Coupling of Elements of Chemical–Technological System Operating under Vacuum (on the Example of an Amine Mixture Rectification Unit)

The design of vacuum systems for technological installations poses a formidable challenge, necessitating the use of mathematical modeling and computational tools. The application of modeling programs of chemical-technology systems allows the significant reduction in design time, facilitates the analysis of more variants of arrangement of the elements of the system, and also allows analysis of the influence of the elements of the system on each other. This study aims to develop a methodology for coupled modeling of intricate chemical-technology systems operating under vacuum conditions and to employ it in the design of practical industrial processes. The subject of this investigation is the vacuum-generation system in an amine mixture separation unit. The system consists of two series-connected Rust-type vacuum pumps and a forevacuum stage—a liquid ring vacuum pump. The coupling of the properties of the technological object and the vacuum-generation system implies coordination of their main characteristics, which are the main parameters describing the operating conditions of these units as a whole. To determine the intermediate pressures and equipment sizing, a computational model of the Rust-type vacuum pump is meticulously developed within the Aspen HYSYS V12 software suite, leveraging custom modules. The computed inlet pressures are subsequently incorporated via a purpose-built external-control program.
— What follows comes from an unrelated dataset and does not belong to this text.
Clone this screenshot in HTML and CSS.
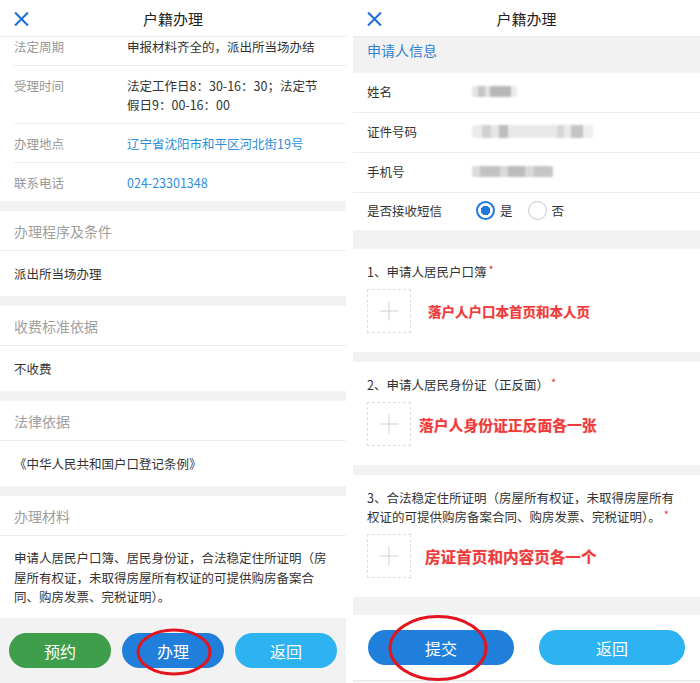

Following calculations based on the chosen inlet pressures, the appropriate main and ancillary equipment are selected, while the overall system performance is meticulously assessed depending on the inlet pressures. The proposed configuration of the vacuum system promises to eliminate the formation of a chemically contaminated condensate, reduce circulating water consumption by a significant factor of 11, and concurrently reduce CO2 emissions by an impressive 66%.